Teresa of Avila was a Spanish mystic who lived in the 16th century, and she wrote a poem that beautifully captures the meaning of the ascension:
Christ has no body but yours,
No hands, no feet on earth but yours,
Yours are the eyes with which he looks
Compassion on this world,
Yours are the feet with which he walks to do good,
Yours are the hands, with which he blesses all the world.
Yours are the hands, yours are the feet,
Yours are the eyes, you are his body.
Christ has no body now on earth but yours.
Jesus came to earth, not to make us feel good inside, but to start the work of the kingdom and then to pass it on to us.
We get confused about who Jesus was and is and where to find him today, and understandably so. Christian doctrine tells us that Jesus was fully human and fully divine. That doesn’t make sense, and yet it does—in Jesus, God became fully human, to draw closer to us, to draw us closer to God, to call us to participate in God’s work by being God’s hands and feet in this world.
The other part that I love from this passage from Acts comes at the end. After Jesus ascends, two men appear and ask the disciples, “Why do you stand looking into heaven?”
Many a doubter has looked up to the sky and asked, “Are you up there?” But a better question might be, “Are you down here?”
And, in Jesus, and in us, the body of Christ, God is indeed down here. When we forget that, we can miss seeing Jesus even while we look for him. I love the cheesy story about the man who gets stuck on the roof of his house in a flood and prays for God to help him. As he prays, someone floats by in a canoe and offers to give the man a ride, but he says, “No, no, I’m waiting for God to save me.” The waters rise higher, and later a motorboat passes and the people inside call out for him to jump in. “No, no, I’m waiting for God to save me.” The rain continues to fall and soon the water is lapping at the man’s feet, and a helicopter flies overhead as the pilot tosses him a ladder. “No thank you! I’m waiting for God to save me.” The man drowns, and when he gets to heaven, he asks God angrily, “Why didn’t you save me?” God replies, “Good grief, man, I sent you a canoe, a motorboat, and a helicopter—what more did you want from me?”
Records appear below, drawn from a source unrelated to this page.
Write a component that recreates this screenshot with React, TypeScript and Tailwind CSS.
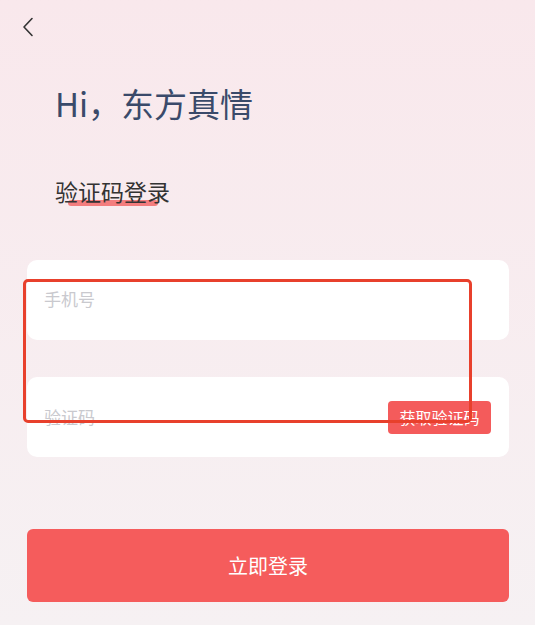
const App = () => {
  return (
    <div className="relative min-h-screen w-full bg-gradient-to-b from-[#f9e8ec] to-[#f6f1f3] font-['Noto_Sans_CJK_SC',sans-serif]">
      <div className="pl-[27px] pr-[26px] pt-[17px]">
        <div className="-ml-[6px] h-5 w-5 flex items-center">
          <svg width="14" height="20" viewBox="0 0 14 20" fill="none">
            <path d="M11 1.5 L3 10 L11 18.5" stroke="#333" strokeWidth="1.6" strokeLinecap="round" strokeLinejoin="round" />
          </svg>
        </div>
        <h1 className="mt-[46px] pl-[28px] text-[33px] leading-[40px] text-[#3a4a6a]">
          Hi，东方真情
        </h1>
        <div className="mt-[55px] pl-[28px]">
          <div className="relative inline-block">
            <span className="absolute left-[13px] top-[22px] h-[6px] w-[90px] rounded-full bg-[#f26a6a]/85"></span>
            <span className="relative text-[23px] leading-[26px] text-[#333]">验证码登录</span>
          </div>
        </div>

        <div className="mt-[54px] flex h-20 items-start rounded-[10px] bg-white px-[17px] pt-[28px]">
          <span className="text-[17px] leading-[22px] text-[#c9c9ce]">手机号</span>
        </div>

        <div className="mt-[37px] flex h-20 items-center justify-between rounded-[10px] bg-white pl-[17px] pr-[18px]">
          <span className="text-[17px] leading-[22px] text-[#c9c9ce]">验证码</span>
          <button className="flex h-[33px] w-[103px] items-center justify-center rounded-[4px] bg-[#f45b5b] text-[16px] text-white">
            获取验证码
          </button>
        </div>

        <button className="mt-[72px] flex h-[73px] w-full items-center justify-center rounded-[6px] bg-[#f55c5c] text-[20px] text-white">
          立即登录
        </button>
      </div>

      <div className="absolute left-[23px] top-[279px] h-[144px] w-[449px] rounded-[5px] border-[3px] border-[#e8402c]"></div>
    </div>
  );
};

export default App;
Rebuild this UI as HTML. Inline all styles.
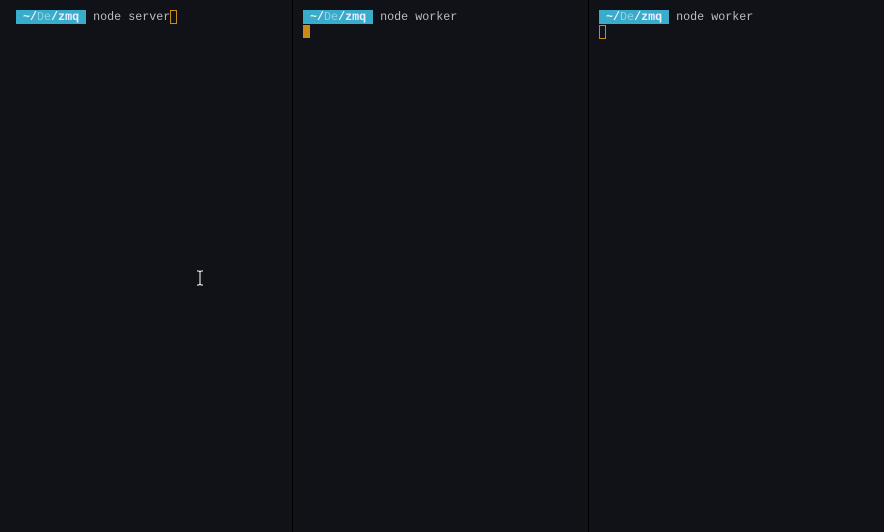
<!DOCTYPE html><html><head><style>
body{margin:0;width:884px;height:532px;background:#111217;overflow:hidden;position:relative;font-family:"Liberation Mono",monospace;font-size:11.7px;}
.div{position:absolute;top:0;width:1px;height:532px;background:#000;}
.line{position:absolute;top:10px;height:14px;line-height:14px;white-space:pre;color:#b9bcc2;}
.badge{background:#3aaccb;color:#eef;font-weight:bold;display:inline-block;padding:0 7px;height:14px;}
.badge .d{color:#8fd2e4;font-weight:normal}
.cur{position:absolute;width:5px;height:12px;border:1px solid #c98a1c;}
.curf{position:absolute;width:7px;height:13px;background:#c98a1c;}
</style></head><body>
<div class="div" style="left:292px"></div>
<div class="div" style="left:588px"></div>
<div class="line" style="left:16px"><span class="badge">~/<span class="d">De</span>/zmq</span> node server</div>
<div class="cur" style="left:170px;top:10px"></div>
<div class="line" style="left:303px"><span class="badge">~/<span class="d">De</span>/zmq</span> node worker</div>
<div class="curf" style="left:303px;top:25px"></div>
<div class="line" style="left:599px"><span class="badge">~/<span class="d">De</span>/zmq</span> node worker</div>
<div class="cur" style="left:599px;top:25px"></div>
<svg style="position:absolute;left:196px;top:270px" width="9" height="16"><path d="M1 1h2l1 1l1-1h2M4 2v12M1 15h2l1-1l1 1h2" stroke="#fff" fill="none" stroke-width="1"/></svg>
</body></html>
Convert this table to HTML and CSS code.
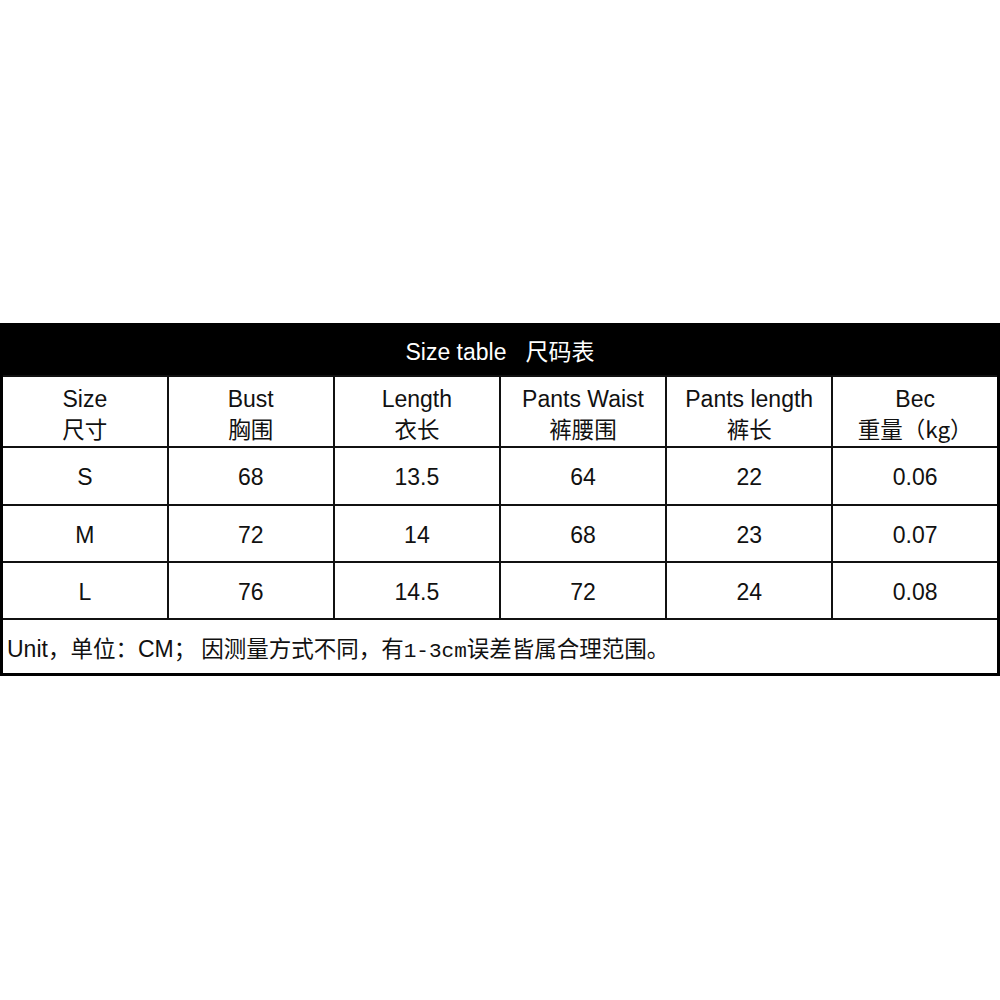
FILE: index.html
```html
<!DOCTYPE html>
<html lang="zh-CN">
<head>
<meta charset="utf-8">
<title>Size table</title>
<link rel="stylesheet" href="styles.css">
</head>
<body>
<div class="page">
  <table class="size-table">
    <colgroup>
      <col><col><col><col><col><col>
    </colgroup>
    <thead>
      <tr class="title-row">
        <th colspan="6"><span class="title-en">Size table</span><span class="title-cn">尺码表</span></th>
      </tr>
      <tr class="head-row">
        <th><span class="en">Size</span><span class="cn">尺寸</span></th>
        <th><span class="en">Bust</span><span class="cn">胸围</span></th>
        <th><span class="en">Length</span><span class="cn">衣长</span></th>
        <th><span class="en">Pants Waist</span><span class="cn">裤腰围</span></th>
        <th><span class="en">Pants length</span><span class="cn">裤长</span></th>
        <th><span class="en">Bec</span><span class="cn">重量（kg）</span></th>
      </tr>
    </thead>
    <tbody>
      <tr class="data-row first">
        <td>S</td><td>68</td><td>13.5</td><td>64</td><td>22</td><td>0.06</td>
      </tr>
      <tr class="data-row">
        <td>M</td><td>72</td><td>14</td><td>68</td><td>23</td><td>0.07</td>
      </tr>
      <tr class="data-row">
        <td>L</td><td>76</td><td>14.5</td><td>72</td><td>24</td><td>0.08</td>
      </tr>
      <tr class="note-row">
        <td colspan="6"><span class="note-en">Unit</span>，单位：<span class="note-en">CM</span>； 因测量方式不同，有<span class="mono">1-3cm</span>误差皆属合理范围。</td>
      </tr>
    </tbody>
  </table>
</div>
</body>
</html>
```

FILE: styles.css
```css
html, body {
  margin: 0;
  padding: 0;
  background: #ffffff;
}

.page {
  padding-top: 323px;
  width: 1000px;
}

.size-table {
  width: 1000px;
  border-collapse: collapse;
  table-layout: fixed;
  font-family: "Liberation Sans", "Noto Sans CJK SC", sans-serif;
  font-size: 23px;
  color: #111111;
  border-left: 3px solid #000;
  border-right: 3px solid #000;
  border-bottom: 3px solid #000;
}

.size-table th,
.size-table td {
  border: 2px solid #111;
  padding: 0;
  text-align: center;
  vertical-align: middle;
  font-weight: normal;
}

.title-row th {
  background: #000;
  color: #fff;
  height: 52px;
  border-color: #000;
  border-bottom: 1px solid #555;
  box-sizing: border-box;
}

.title-en {
  margin-right: 19px;
}

.head-row th {
  height: 71px;
  box-sizing: border-box;
  line-height: 29px;
  padding-top: 4px;
}

.head-row .en,
.head-row .cn {
  display: block;
}

.cn {
  font-family: "Noto Sans CJK SC", sans-serif;
  font-size: 22.5px;
}

.data-row td {
  height: 57px;
  box-sizing: border-box;
  padding-top: 3px;
}

.data-row.first td {
  height: 58px;
}

.note-row td {
  height: 55px;
  box-sizing: border-box;
  text-align: left;
  padding-left: 4px;
  padding-top: 2px;
  font-family: "Noto Sans CJK SC", sans-serif;
  font-size: 22.5px;
  border-bottom: 3px solid #000;
}

.note-en {
  font-family: "Liberation Sans", sans-serif;
  font-size: 23px;
}

.mono {
  font-family: "Liberation Mono", monospace;
  font-size: 21px;
}
```
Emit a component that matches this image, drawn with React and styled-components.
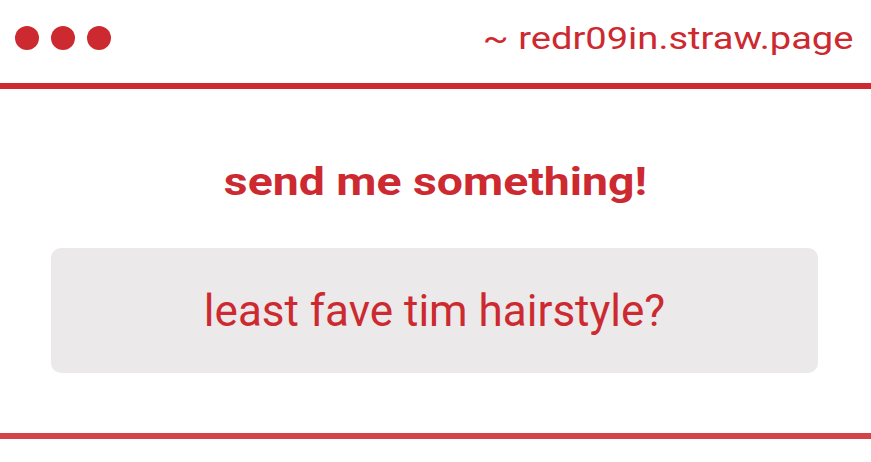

We look for God and Jesus to act in impressive, supernatural ways, but we forget that the incarntion itself was deeply natural. Jesus was not plopped down on earth, 30 years old and ready to wrangle disciples. Jesus was nurtured in the water of a womb and born of a human woman. He was a baby who probably cried and spit up and kept his parents awake all night. When we emphasize the divinity of Jesus too much, we forget the humanity of Jesus and miss opportunities to see and respond to Christ in the people around us.
And the Bible tells us where we meet Christ—Matthew 25, the passage we sat with all through Lent, tells us that Jesus is in the hungry, the thirsty, the naked, the stranger, the sick, and the prisoner. We meet Jesus in prayer and worship, yes; we meet Jesus in Scripture, yes; but Jesus came not as a divine hologram beamed from on high but as flesh and bone, as one wanting to engage and involve us in the very work of God.
Henri Nouwen tells a story that struck me in thinking about where we see and recognize Jesus:
One day a young fugitive, trying to hide himself from the enemy, entered a small village. The people were kind to him and offered him a place to stay. But when the soldiers who sought the fugitive asked where he was hiding, everyone became fearful. The soldiers threatened to burn the village and kill everyone in it unless the young man was handed over to them before dawn. The people went to the minister and asked him what to do.
The minister, torn between handing over the man to the enemy and having his people killed, withdrew to his room and read his Bible, hoping to find an answer before dawn. After many hours, in the early morning his eyes fell on these words: “It is better that one man dies than that the whole people be lost.”
Then the minister closed the Bible, called the soldiers and told them where the fugitive was hidden. And after the soldiers led the young man away to be killed, there was a feast in the village because the minister had saved the lives of the people.
But the minister did not celebrate. Overcome with sadness, he remained in his room. That night an angel came to him, and asked, “What have you done?” He said: “I handed over the fugitive to the enemy.” Then the angel said: “But don’t you know that you have handed over the Messiah?” “How could I know?” the minister replied anxiously. And the angel said: “If, instead of reading your Bible, you had visited this young man just once and looked into his eyes, you would have known.”
Have you ever noticed that The Apostles’ Creed does not say, “I believe in the Bible”? The creed tells the story of Scripture and distills it down, but the Bible itself is not an object of faith. Martin Luther said, “The Bible is the cradle wherein Christ is laid.” The Bible reveals God to us, but the Bible itself is not God. The truest and most direct representation of God that has ever been was the person of Jesus.
I love how our Wesleyan heritage calls us to look first to Scripture but never to stop there—we believe that we meet God also through reason, tradition, and experience. To find the fullness of God in Jesus, we must look up from our Bibles and hymnals and United Methodist Books of Discipline and look into the eyes of the fugitive, the poor, the captives, and the oppressed. It is by looking there, not by looking into heaven, that we will see and know Jesus.
And when we do see him, the idea of the Buddy Christ slapping us on the back will seem as laughable as it is meant to be. For when we see him, we will understand that “all that he began to do” is so much bigger and deeper than making us feel good inside. And we will know the awesome truth that we are called to continue what he began, to be the hands and the feet and the body of Christ today.